According to a February 2017 report from the IPC (Integrated Food Security Phase Classification), 135,000 people in Raja are urgently in need of food assistance. A World Food Programme-led malnutrition screening carried out in Raja in December 2016 showed a 6.3% rate of severe acute malnutrition and a 20.6% rate of global acute malnutrition. Both are above the World Health Organisation’s alert levels of 2% and 10%, respectively.

 

Additionally, displaced families do not have tents to protect them from the sun or the rain. Women and children often take shelter in old, run-down rooms or, in the absence of adequate structures, under trees.

 

 

Medical facilities abandoned following fighting

 

A lack of supplies, including essential medicines and other medical materials, a lack of human resources and poor access to health facilities, all increase the vulnerability of local populations. Many health clinics and hospitals were looted during fighting. Staff have fled the violence. Hospitalization services are not available 24-hours a day due to a lack of electricity.

 

Additionally, the Raja State Hospital, which is the reference hospital for some 90,000 people, has no capacity to provide in-patient care to complicated nutritional and pediatric cases.

 

 

Rainy season threatens displaced children

 

Among children, the main causes of death are malaria and diarrhea.

 

Based on 150 children examined by ALIMA medical teams, the rate of global acute malnutrition is estimated to be 32% and the rate of severe acute malnutrition around 2%. The lack of hospital care for kids suffering from SAM with complications further increases a child’s risk of death.

 

But “the worst is yet to come because the rainy season will lead to malaria cases,” says Doctor Mahama Gbané, head of ALIMA’s emergency department. “Malnutrition and malaria are a deadly combination.” Rainy season in Lol State usually begins around May.

 

ALIMA medical teams are now working to minimize the high risk of mortality for children under 5 years of age by distributing therapeutic food and treating kids for malnutrition.

 

 

Responding to needs

 

In light of the needs mentioned above, as well as the gaps identified in in-patient care at the hospital level, ALIMA began providing medical care at the Raja State Hospital on May 3, 2017, with the goal of providing emergency out-patient care and inpatient services. The core of ALIMA’s support revolves around the set-up of a nutritional stabilization center for severely malnourished children with medical complications, and a pediatric inpatient department. Up to 10 beds are currently available in the inpatient department supported by ALIMA.

 

During the first two weeks of intervention, medical teams consulted more than 460 children and 250 adults.
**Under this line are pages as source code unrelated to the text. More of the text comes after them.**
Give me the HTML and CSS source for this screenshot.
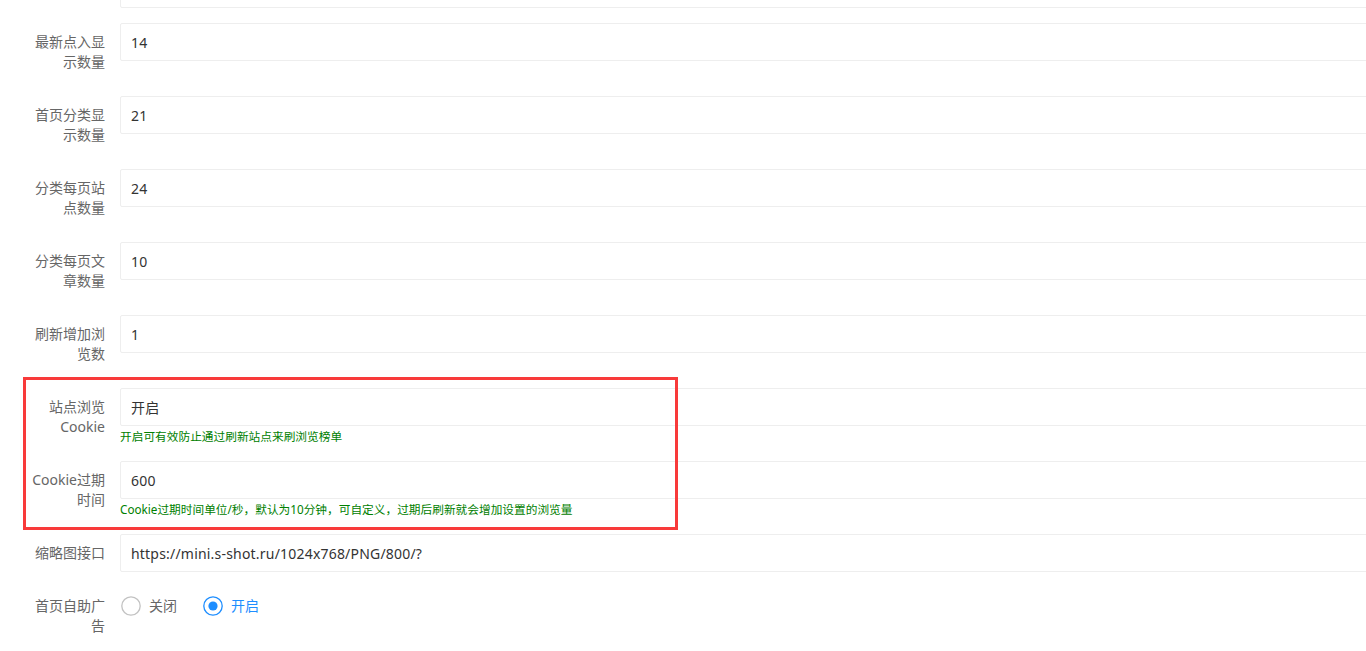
FILE: index.html
```html
<!DOCTYPE html>
<html lang="zh-CN">
<head>
<meta charset="utf-8">
<title>设置</title>
<link rel="stylesheet" href="styles.css">
</head>
<body>
<div class="form">
  <div class="item">
    <label class="label"></label>
    <div class="block"><input class="input" type="text" value="20"></div>
  </div>
  <div class="item">
    <label class="label">最新点入显示数量</label>
    <div class="block"><input class="input" type="text" value="14"></div>
  </div>
  <div class="item">
    <label class="label">首页分类显示数量</label>
    <div class="block"><input class="input" type="text" value="21"></div>
  </div>
  <div class="item">
    <label class="label">分类每页站点数量</label>
    <div class="block"><input class="input" type="text" value="24"></div>
  </div>
  <div class="item">
    <label class="label">分类每页文章数量</label>
    <div class="block"><input class="input" type="text" value="10"></div>
  </div>
  <div class="item">
    <label class="label">刷新增加浏览数</label>
    <div class="block"><input class="input" type="text" value="1"></div>
  </div>
  <div class="item">
    <label class="label">站点浏览Cookie</label>
    <div class="block">
      <input class="input" type="text" value="开启">
      <div class="help">开启可有效防止通过刷新站点来刷浏览榜单</div>
    </div>
  </div>
  <div class="item">
    <label class="label">Cookie过期时间</label>
    <div class="block">
      <input class="input" type="text" value="600">
      <div class="help">Cookie过期时间单位/秒，默认为10分钟，可自定义，过期后刷新就会增加设置的浏览量</div>
    </div>
  </div>
  <div class="item">
    <label class="label">缩略图接口</label>
    <div class="block"><input class="input" type="text" value="https://mini.s-shot.ru/1024x768/PNG/800/?"></div>
  </div>
  <div class="item">
    <label class="label">首页自助广告</label>
    <div class="block radios">
      <span class="radio">
        <svg class="radio-icon" width="20" height="20" viewBox="0 0 20 20"><circle cx="10" cy="10" r="9.2" fill="#fff" stroke="#c2c2c2" stroke-width="1.3"/></svg>
        <span class="radio-text">关闭</span>
      </span>
      <span class="radio checked">
        <svg class="radio-icon" width="20" height="20" viewBox="0 0 20 20"><circle cx="10" cy="10" r="9.2" fill="#fff" stroke="#1e8eff" stroke-width="1.3"/><circle cx="10" cy="10" r="4.6" fill="#1e8eff"/></svg>
        <span class="radio-text">开启</span>
      </span>
    </div>
  </div>
</div>
<div class="highlight"></div>
</body>
</html>
```
FILE: styles.css
```css
html, body {
  margin: 0;
  padding: 0;
  overflow: hidden;
  background: #fff;
}
body {
  font-family: "Noto Sans", "Noto Sans CJK SC", sans-serif;
  font-size: 14px;
  color: #333;
  position: relative;
  height: 651px;
}
.form {
  width: 1420px;
  margin-top: -30px;
  padding-left: 10px;
}
.item {
  display: flex;
  align-items: flex-start;
  margin-bottom: 15px;
}
.label {
  width: 80px;
  min-height: 20px;
  flex: none;
  padding: 9px 15px;
  line-height: 20px;
  text-align: right;
  color: #666;
}
.block {
  flex: 1;
  min-width: 0;
}
.input {
  display: block;
  box-sizing: border-box;
  width: 100%;
  height: 38px;
  margin: 0;
  padding: 0 10px;
  border: 1px solid #eee;
  border-radius: 2px;
  background: #fff;
  font-family: inherit;
  font-size: 14px;
  letter-spacing: 0.2px;
  color: #333;
  outline: none;
}
.help {
  font-size: 11.7px;
  line-height: 20px;
  color: #008000;
}
.radios {
  display: flex;
  align-items: center;
  padding: 9px 0;
  line-height: 20px;
}
.radio {
  display: flex;
  align-items: center;
  margin-right: 25px;
}
.radio-icon {
  display: block;
  margin-left: 1px;
  margin-right: 8px;
}
.radio-text {
  color: #666;
}
.radio.checked .radio-text {
  color: #1e8eff;
}
.highlight {
  position: absolute;
  left: 23px;
  top: 377px;
  width: 649px;
  height: 147px;
  border: 3px solid #f83a3a;
}
```
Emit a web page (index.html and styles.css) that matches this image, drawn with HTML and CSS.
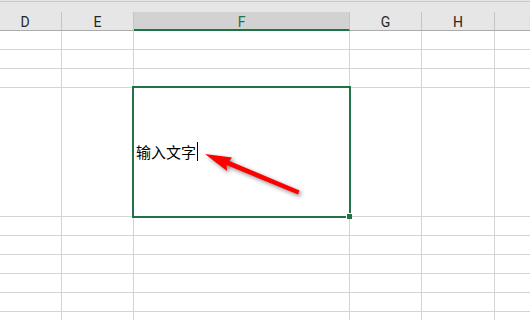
FILE: index.html
```html
<!DOCTYPE html>
<html lang="zh">
<head>
<meta charset="utf-8">
<title>Sheet</title>
<link rel="stylesheet" href="styles.css">
</head>
<body>
<div class="sheet">
  <div class="topband"></div>
  <div class="row head">
    <div class="hc">D</div>
    <div class="hc">E</div>
    <div class="hc sel">F</div>
    <div class="hc">G</div>
    <div class="hc">H</div>
    <div class="hc">I</div>
  </div>
  <div class="row"><div class="c"></div><div class="c"></div><div class="c"></div><div class="c"></div><div class="c"></div><div class="c"></div></div>
  <div class="row"><div class="c"></div><div class="c"></div><div class="c"></div><div class="c"></div><div class="c"></div><div class="c"></div></div>
  <div class="row"><div class="c"></div><div class="c"></div><div class="c"></div><div class="c"></div><div class="c"></div><div class="c"></div></div>
  <div class="row tall"><div class="c"></div><div class="c"></div><div class="c edit"><span class="txt">输入文字</span><span class="caret"></span></div><div class="c"></div><div class="c"></div><div class="c"></div></div>
  <div class="row"><div class="c"></div><div class="c"></div><div class="c"></div><div class="c"></div><div class="c"></div><div class="c"></div></div>
  <div class="row"><div class="c"></div><div class="c"></div><div class="c"></div><div class="c"></div><div class="c"></div><div class="c"></div></div>
  <div class="row"><div class="c"></div><div class="c"></div><div class="c"></div><div class="c"></div><div class="c"></div><div class="c"></div></div>
  <div class="row"><div class="c"></div><div class="c"></div><div class="c"></div><div class="c"></div><div class="c"></div><div class="c"></div></div>
  <div class="row"><div class="c"></div><div class="c"></div><div class="c"></div><div class="c"></div><div class="c"></div><div class="c"></div></div>
  <div class="row"><div class="c"></div><div class="c"></div><div class="c"></div><div class="c"></div><div class="c"></div><div class="c"></div></div>

  <div class="selection"></div>
  <div class="handle"></div>
  <svg class="arrow" width="530" height="320" viewBox="0 0 530 320">
    <polygon points="205,154 232,157.5 229.5,161 299.5,190.5 298,194.5 226.5,165 227,171" fill="#ff0000"/>
  </svg>
</div>
</body>
</html>
```

FILE: styles.css
```css
html, body {
  margin: 0;
  padding: 0;
  background: #ffffff;
  overflow: hidden;
}

.sheet {
  position: relative;
  width: 530px;
  height: 320px;
  overflow: hidden;
}

.topband {
  height: 12px;
  box-sizing: border-box;
  background: #e6e6e6;
  padding-top: 1px;
}
.topband::before {
  content: "";
  display: block;
  height: 1px;
  background: #c8c8c8;
}

.row {
  display: grid;
  grid-template-columns: 73px 72px 216px 72px 73px 73px;
  margin-left: -11px;
  height: 19px;
}

.row.tall {
  height: 129px;
}

.c {
  box-sizing: border-box;
  border-right: 1px solid #d4d4d4;
  border-bottom: 1px solid #d4d4d4;
}

.head {
  background: #e6e6e6;
}

.hc {
  box-sizing: border-box;
  height: 19px;
  border-right: 1px solid #c4c4c4;
  border-bottom: 1px solid #ababab;
  text-align: center;
  font-family: Roboto, "Liberation Sans", sans-serif;
  font-size: 14px;
  line-height: 18px;
  padding-top: 1px;
  color: #262626;
}

.hc.sel {
  background: #d2d2d2;
  color: #217346;
  border-bottom: 2px solid #217346;
}

.edit {
  display: flex;
  align-items: center;
  padding-left: 2px;
  padding-bottom: 1px;
}

.txt {
  font-family: "Noto Sans CJK SC", sans-serif;
  font-size: 15px;
  line-height: 19px;
  color: #000000;
}

.caret {
  display: inline-block;
  width: 1px;
  height: 19px;
  margin-left: 1px;
  background: #000000;
}

.selection {
  position: absolute;
  left: 132px;
  top: 86px;
  width: 219px;
  height: 132px;
  box-sizing: border-box;
  border: 2px solid #217346;
}

.handle {
  position: absolute;
  left: 346px;
  top: 213px;
  width: 5px;
  height: 5px;
  background: #217346;
  border-top: 1px solid #ffffff;
  border-left: 1px solid #ffffff;
}

.arrow {
  position: absolute;
  left: 0;
  top: 0;
  filter: drop-shadow(2px 2px 2px rgba(0, 0, 0, 0.45));
}
```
Many children were suffering from acute malnutrition, including 43 cases of SAM and 140 cases of moderate acute malnutrition.The majority of patients were children who fled into the bush and surrounding villages following fighting in downtown Raja on April 15, 2017.

 

“The pediatric needs are enormous,” Dr. Gbané said. “We plan to support around 500 children in the hospital and more than 200 children in the intensive therapeutic feeding center in the coming weeks.”

 

ALIMA was able to deploy this emergency medical assistance in particularly hard-to-reach areas, thanks to support from the ELMA Foundation (USA) and the Crisis and Support Centre (CDCS France). Nevertheless, the provision of care and assistance is not enough compared to the extent of the needs. Despite ALIMA’s willingness and a capacity for rapid response, the mobilization of funding remains the main factor limiting the geographical and programmatic deployment of medical activities, at the same time that the needs continue to increase.

 

 


 

The Alliance for International Medical Action (ALIMA) is a medical humanitarian organization that works hand-in-hand with a network of local medical organizations to provide quality medical care to the most vulnerable populations in emergency situations and recurrent crises. ALIMA and its partners are conducting leading-edge research to improve humanitarian medicine.

 

Based in Dakar, Senegal, ALIMA has treated over 2 million patients in 12 countries since its creation in 2009, and launched 10 research projects focused on malnutrition, malaria and Ebola.